## [YOUR GOAL]
Below is a listing; write it out exactly and drop any images from it.

## [INFORMATION SHOWN]

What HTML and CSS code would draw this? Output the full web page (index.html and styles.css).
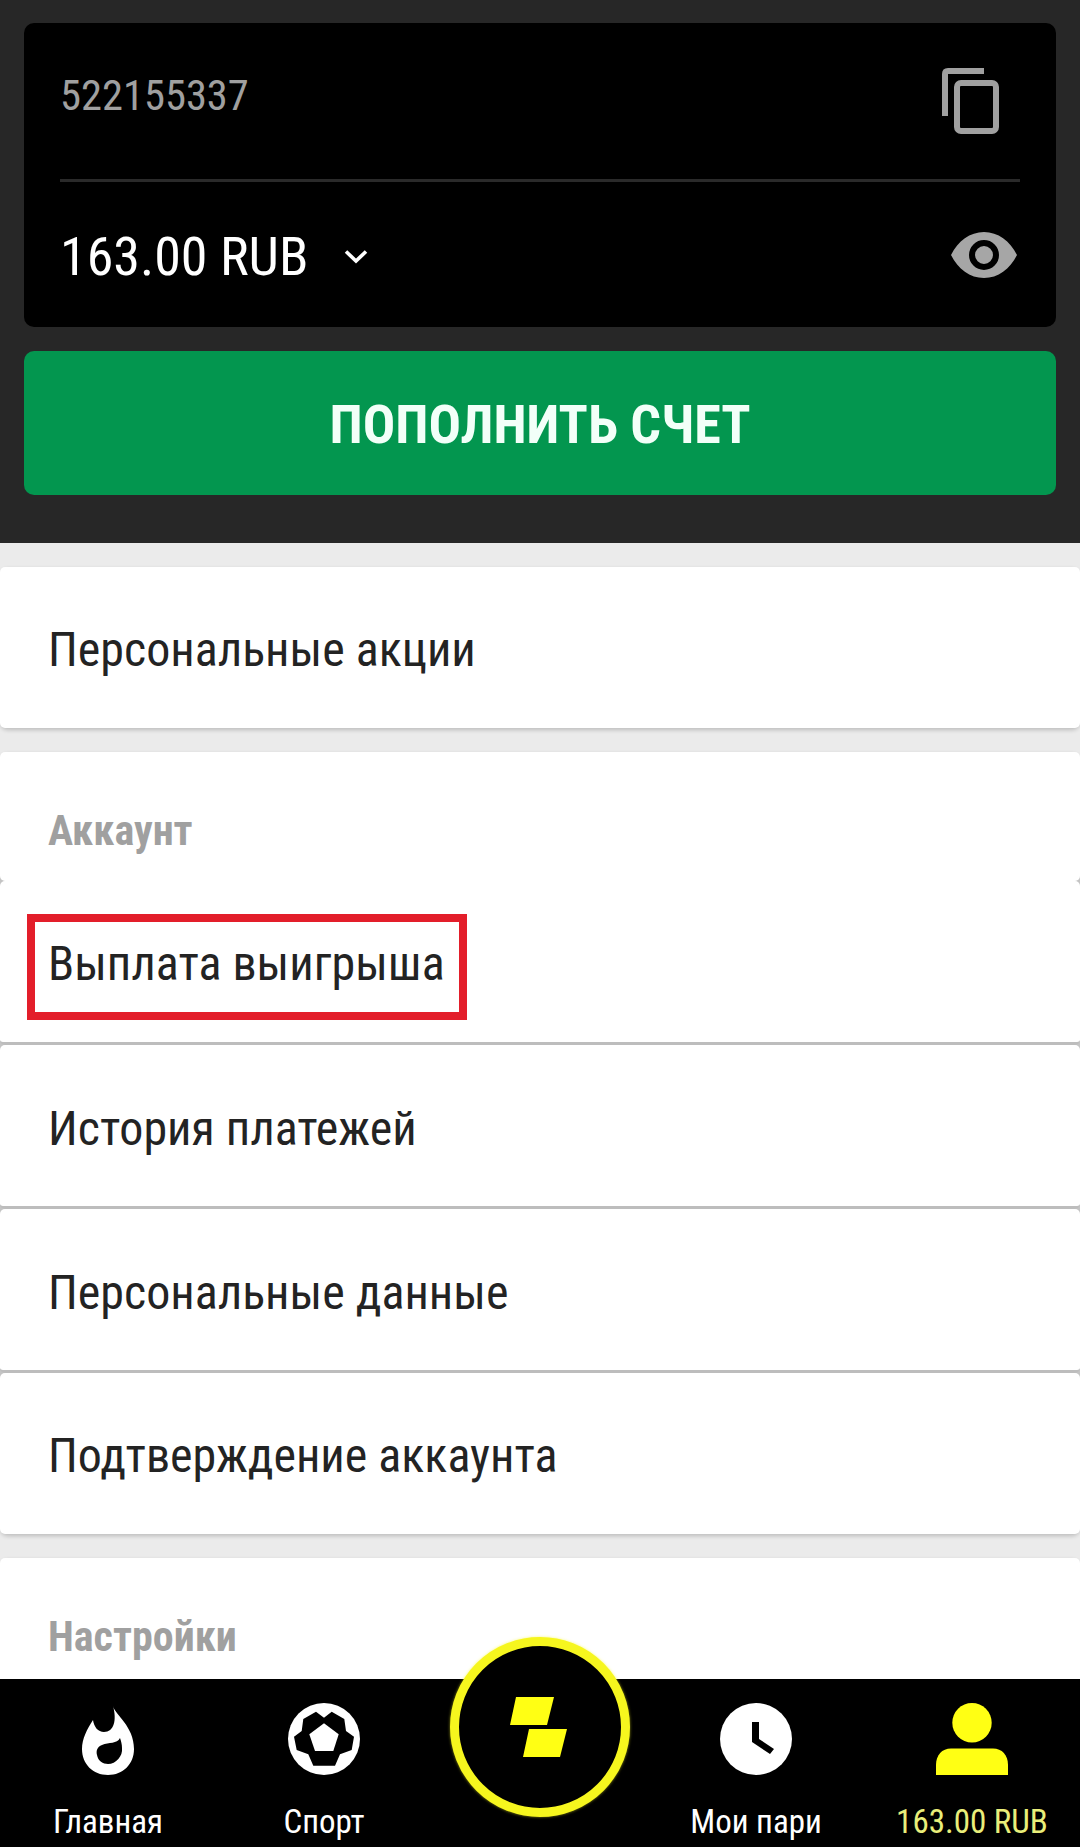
FILE: index.html
```html
<!DOCTYPE html>
<html lang="ru">
<head>
  <meta charset="UTF-8">
  <meta name="viewport" content="width=device-width, initial-scale=1.0"/>
  <title>Профиль</title>
  <link rel="stylesheet" href="styles.css">
</head>
<body>
  <div class="page">
    <header class="top">
      <div class="wallet">
        <div class="wallet-row wallet-id">
          <span class="account-id">522155337</span>
          <svg class="copy-icon" width="57" height="66" viewBox="0 0 57 66">
            <path d="M3 48V6q0-3 3-3h36" fill="none" stroke="#a0a0a0" stroke-width="6"/>
            <rect x="15" y="15" width="39" height="48" rx="4" fill="none" stroke="#a0a0a0" stroke-width="6"/>
          </svg>
        </div>
        <div class="wallet-row wallet-balance">
          <span class="balance">163.00 RUB</span>
          <svg class="chevron" width="26" height="15" viewBox="0 0 26 15">
            <path d="M3 2.500l10 9.500 10-9.500" fill="none" stroke="#fff" stroke-width="3.600"/>
          </svg>
          <svg class="eye-icon" width="66" height="46" viewBox="0 0 66 46">
            <path fill-rule="evenodd" fill="#a6a6a6" d="M0 23C7 9 19 0 33 0s26 9 33 23C59 37 47 46 33 46S7 37 0 23zM33 8a15 15 0 1 0 0 30 15 15 0 0 0 0-30zM33 14a9 9 0 1 1 0 18 9 9 0 0 1 0-18z"/>
          </svg>
        </div>
      </div>
      <button class="deposit">ПОПОЛНИТЬ СЧЕТ</button>
    </header>

    <section class="card">
      <div class="row row-single">Персональные акции</div>
    </section>

    <section class="card">
      <div class="card-title">Аккаунт</div>
      <div class="row row-marked">Выплата выигрыша<span class="mark"></span></div>
      <div class="row">История платежей</div>
      <div class="row">Персональные данные</div>
      <div class="row row-last">Подтверждение аккаунта</div>
    </section>

    <section class="card">
      <div class="card-title">Настройки</div>
    </section>
  </div>

  <nav class="tabbar">
    <a class="tab">
      <svg width="52" height="69" viewBox="0 0 52 69" class="fire-icon">
        <path fill="#fff" fill-rule="evenodd" d="M31 0C33 9 52 20 52 43C52 58 41 69 26 69C11 69 0 58 0 43C0 33 5 23 11 14C12 21 16 26 22 26C32 26 35 14 31 0ZM38 32C35 38 27 36 20 39C15 41 14 45 15 49C16 55 21 58 26 58C34 58 41 50 40 42C40 38 39 35 38 32Z"/>
      </svg>
      <span class="tab-label">Главная</span>
    </a>
    <a class="tab">
      <svg width="72" height="72" viewBox="0 0 72 72">
        <circle cx="36" cy="36" r="36" fill="#fff"/>
        <path d="M36 14.700L43.700 8.700 56.300 16 58 28 66 33.700 63.700 47 52 51.300 47 62.700H25.300L20.300 51.300 8.700 47 6 33.700 13.700 28 15.300 16 28 8.700z" fill="#000"/>
        <path d="M36 20.300L50.700 31.300 45.300 48H27L21.300 31.300z" fill="#fff"/>
      </svg>
      <span class="tab-label">Спорт</span>
    </a>
    <a class="tab tab-main">
      <span class="logo-ring">
        <svg class="logo-mark" width="57" height="60" viewBox="0 0 57 60">
          <path fill="#ffff14" d="M6 0H44L37 28H0zM19 32H57L50 60H13z"/>
        </svg>
      </span>
    </a>
    <a class="tab">
      <svg width="72" height="72" viewBox="0 0 72 72">
        <circle cx="36" cy="36" r="36" fill="#fff"/>
        <path d="M32 19h7v17l15 10-4 5-18-12z" fill="#000"/>
      </svg>
      <span class="tab-label">Мои пари</span>
    </a>
    <a class="tab tab-active">
      <svg width="72" height="72" viewBox="0 0 72 72">
        <circle cx="36" cy="19.700" r="19.700" fill="#ffff14"/>
        <path d="M0 72V62c0-10 6-16.500 15-16.500h42c9 0 15 6.500 15 16.500v10z" fill="#ffff14"/>
      </svg>
      <span class="tab-label">163.00 RUB</span>
    </a>
  </nav>
</body>
</html>
```

FILE: styles.css
```css
* {
  box-sizing: border-box;
  margin: 0;
  padding: 0;
}

body {
  width: 1080px;
  height: 1847px;
  overflow: hidden;
  position: relative;
  background: #ebebeb;
  font-family: Roboto, sans-serif;
  font-stretch: condensed;
  color: #232323;
}

.top {
  height: 543px;
  padding: 23px 24px 0;
  background: #272727;
}

.wallet {
  height: 304px;
  padding: 0 36px;
  background: #000;
  border-radius: 10px;
}

.wallet-row {
  display: flex;
  align-items: center;
}

.wallet-id {
  height: 159px;
  justify-content: space-between;
  border-bottom: 3px solid #2a2a2a;
}

.account-id {
  margin-bottom: 12px;
  font-size: 42.500px;
  color: #a0a0a0;
}

.copy-icon {
  margin-right: 21px;
}

.wallet-balance {
  height: 145px;
}

.balance {
  margin-top: 4px;
  font-size: 54px;
  color: #fff;
}

.chevron {
  margin: 4px 0 0 35px;
}

.eye-icon {
  margin-left: auto;
  margin-right: 3px;
}

.deposit {
  display: block;
  width: 100%;
  height: 144px;
  margin-top: 24px;
  padding-top: 3px;
  border: none;
  border-radius: 10px;
  background: #03964f;
  color: #f2fff8;
  font-family: inherit;
  font-stretch: condensed;
  font-size: 54px;
  font-weight: 700;
}

/* grey card behind the rounded rows gives the small notches at the row ends */
.card {
  margin-top: 24px;
  background: #c4c4c4;
  border-radius: 8px;
  box-shadow: 0 2px 4px rgba(0, 0, 0, 0.2);
}

.row {
  position: relative;
  display: flex;
  align-items: center;
  height: 164px;
  padding: 5px 0 0 48px;
  background: #fff;
  border-radius: 5px;
  font-size: 48px;
  border-bottom: 3px solid #bdbdbd;
}

.card > .row:last-child {
  border-bottom: none;
}

.row-single {
  height: 161px;
  padding-top: 4px;
}

.row-last {
  height: 161px;
  padding-top: 4px;
}

.card-title {
  height: 129px;
  padding: 54px 0 0 48px;
  background: #fff;
  border-radius: 5px;
  font-size: 42px;
  font-weight: 700;
  color: #a0a0a0;
}

.row-marked {
  padding-top: 4px;
}

.mark {
  position: absolute;
  left: 27px;
  top: 33px;
  width: 440px;
  height: 106px;
  border: 8px solid #e31e2a;
}

.tabbar {
  position: absolute;
  left: 0;
  right: 0;
  bottom: 0;
  height: 168px;
  display: grid;
  grid-template-columns: repeat(5, 216px);
  background: #000;
}

.tab {
  display: flex;
  flex-direction: column;
  align-items: center;
  padding-top: 24px;
  font-size: 33px;
  color: #fff;
}

.fire-icon {
  margin: 3px 0 0;
}

.tab-label {
  margin-top: 27px;
}

.tab-active .tab-label {
  color: #e9ee7a;
}

.tab-main {
  position: relative;
}

.logo-ring {
  position: absolute;
  left: 18px;
  top: -42px;
  width: 180px;
  height: 180px;
  display: flex;
  align-items: center;
  justify-content: center;
  background: #000;
  border: 9px solid #f6f61e;
  border-radius: 50%;
  box-shadow: 0 0 3px rgba(246, 246, 30, 0.6);
}

.logo-mark {
  margin-right: 3px;
}
```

## [RESPONSE TO THIS EXERCISE]
What HTML and CSS code would draw this? Output the full web page (index.html and styles.css).
FILE: index.html
```html
<!DOCTYPE html>
<html lang="ru">
<head>
  <meta charset="UTF-8">
  <meta name="viewport" content="width=device-width, initial-scale=1.0"/>
  <title>Профиль</title>
  <link rel="stylesheet" href="styles.css">
</head>
<body>
  <div class="page">
    <header class="top">
      <div class="wallet">
        <div class="wallet-row wallet-id">
          <span class="account-id">522155337</span>
          <svg class="copy-icon" width="57" height="66" viewBox="0 0 57 66">
            <path d="M3 48V6q0-3 3-3h36" fill="none" stroke="#a0a0a0" stroke-width="6"/>
            <rect x="15" y="15" width="39" height="48" rx="4" fill="none" stroke="#a0a0a0" stroke-width="6"/>
          </svg>
        </div>
        <div class="wallet-row wallet-balance">
          <span class="balance">163.00 RUB</span>
          <svg class="chevron" width="26" height="15" viewBox="0 0 26 15">
            <path d="M3 2.500l10 9.500 10-9.500" fill="none" stroke="#fff" stroke-width="3.600"/>
          </svg>
          <svg class="eye-icon" width="66" height="46" viewBox="0 0 66 46">
            <path fill-rule="evenodd" fill="#a6a6a6" d="M0 23C7 9 19 0 33 0s26 9 33 23C59 37 47 46 33 46S7 37 0 23zM33 8a15 15 0 1 0 0 30 15 15 0 0 0 0-30zM33 14a9 9 0 1 1 0 18 9 9 0 0 1 0-18z"/>
          </svg>
        </div>
      </div>
      <button class="deposit">ПОПОЛНИТЬ СЧЕТ</button>
    </header>

    <section class="card">
      <div class="row row-single">Персональные акции</div>
    </section>

    <section class="card">
      <div class="card-title">Аккаунт</div>
      <div class="row row-marked">Выплата выигрыша<span class="mark"></span></div>
      <div class="row">История платежей</div>
      <div class="row">Персональные данные</div>
      <div class="row row-last">Подтверждение аккаунта</div>
    </section>

    <section class="card">
      <div class="card-title">Настройки</div>
    </section>
  </div>

  <nav class="tabbar">
    <a class="tab">
      <svg width="52" height="69" viewBox="0 0 52 69" class="fire-icon">
        <path fill="#fff" fill-rule="evenodd" d="M31 0C33 9 52 20 52 43C52 58 41 69 26 69C11 69 0 58 0 43C0 33 5 23 11 14C12 21 16 26 22 26C32 26 35 14 31 0ZM38 32C35 38 27 36 20 39C15 41 14 45 15 49C16 55 21 58 26 58C34 58 41 50 40 42C40 38 39 35 38 32Z"/>
      </svg>
      <span class="tab-label">Главная</span>
    </a>
    <a class="tab">
      <svg width="72" height="72" viewBox="0 0 72 72">
        <circle cx="36" cy="36" r="36" fill="#fff"/>
        <path d="M36 14.700L43.700 8.700 56.300 16 58 28 66 33.700 63.700 47 52 51.300 47 62.700H25.300L20.300 51.300 8.700 47 6 33.700 13.700 28 15.300 16 28 8.700z" fill="#000"/>
        <path d="M36 20.300L50.700 31.300 45.300 48H27L21.300 31.300z" fill="#fff"/>
      </svg>
      <span class="tab-label">Спорт</span>
    </a>
    <a class="tab tab-main">
      <span class="logo-ring">
        <svg class="logo-mark" width="57" height="60" viewBox="0 0 57 60">
          <path fill="#ffff14" d="M6 0H44L37 28H0zM19 32H57L50 60H13z"/>
        </svg>
      </span>
    </a>
    <a class="tab">
      <svg width="72" height="72" viewBox="0 0 72 72">
        <circle cx="36" cy="36" r="36" fill="#fff"/>
        <path d="M32 19h7v17l15 10-4 5-18-12z" fill="#000"/>
      </svg>
      <span class="tab-label">Мои пари</span>
    </a>
    <a class="tab tab-active">
      <svg width="72" height="72" viewBox="0 0 72 72">
        <circle cx="36" cy="19.700" r="19.700" fill="#ffff14"/>
        <path d="M0 72V62c0-10 6-16.500 15-16.500h42c9 0 15 6.500 15 16.500v10z" fill="#ffff14"/>
      </svg>
      <span class="tab-label">163.00 RUB</span>
    </a>
  </nav>
</body>
</html>
```

FILE: styles.css
```css
* {
  box-sizing: border-box;
  margin: 0;
  padding: 0;
}

body {
  width: 1080px;
  height: 1847px;
  overflow: hidden;
  position: relative;
  background: #ebebeb;
  font-family: Roboto, sans-serif;
  font-stretch: condensed;
  color: #232323;
}

.top {
  height: 543px;
  padding: 23px 24px 0;
  background: #272727;
}

.wallet {
  height: 304px;
  padding: 0 36px;
  background: #000;
  border-radius: 10px;
}

.wallet-row {
  display: flex;
  align-items: center;
}

.wallet-id {
  height: 159px;
  justify-content: space-between;
  border-bottom: 3px solid #2a2a2a;
}

.account-id {
  margin-bottom: 12px;
  font-size: 42.500px;
  color: #a0a0a0;
}

.copy-icon {
  margin-right: 21px;
}

.wallet-balance {
  height: 145px;
}

.balance {
  margin-top: 4px;
  font-size: 54px;
  color: #fff;
}

.chevron {
  margin: 4px 0 0 35px;
}

.eye-icon {
  margin-left: auto;
  margin-right: 3px;
}

.deposit {
  display: block;
  width: 100%;
  height: 144px;
  margin-top: 24px;
  padding-top: 3px;
  border: none;
  border-radius: 10px;
  background: #03964f;
  color: #f2fff8;
  font-family: inherit;
  font-stretch: condensed;
  font-size: 54px;
  font-weight: 700;
}

/* grey card behind the rounded rows gives the small notches at the row ends */
.card {
  margin-top: 24px;
  background: #c4c4c4;
  border-radius: 8px;
  box-shadow: 0 2px 4px rgba(0, 0, 0, 0.2);
}

.row {
  position: relative;
  display: flex;
  align-items: center;
  height: 164px;
  padding: 5px 0 0 48px;
  background: #fff;
  border-radius: 5px;
  font-size: 48px;
  border-bottom: 3px solid #bdbdbd;
}

.card > .row:last-child {
  border-bottom: none;
}

.row-single {
  height: 161px;
  padding-top: 4px;
}

.row-last {
  height: 161px;
  padding-top: 4px;
}

.card-title {
  height: 129px;
  padding: 54px 0 0 48px;
  background: #fff;
  border-radius: 5px;
  font-size: 42px;
  font-weight: 700;
  color: #a0a0a0;
}

.row-marked {
  padding-top: 4px;
}

.mark {
  position: absolute;
  left: 27px;
  top: 33px;
  width: 440px;
  height: 106px;
  border: 8px solid #e31e2a;
}

.tabbar {
  position: absolute;
  left: 0;
  right: 0;
  bottom: 0;
  height: 168px;
  display: grid;
  grid-template-columns: repeat(5, 216px);
  background: #000;
}

.tab {
  display: flex;
  flex-direction: column;
  align-items: center;
  padding-top: 24px;
  font-size: 33px;
  color: #fff;
}

.fire-icon {
  margin: 3px 0 0;
}

.tab-label {
  margin-top: 27px;
}

.tab-active .tab-label {
  color: #e9ee7a;
}

.tab-main {
  position: relative;
}

.logo-ring {
  position: absolute;
  left: 18px;
  top: -42px;
  width: 180px;
  height: 180px;
  display: flex;
  align-items: center;
  justify-content: center;
  background: #000;
  border: 9px solid #f6f61e;
  border-radius: 50%;
  box-shadow: 0 0 3px rgba(246, 246, 30, 0.6);
}

.logo-mark {
  margin-right: 3px;
}
```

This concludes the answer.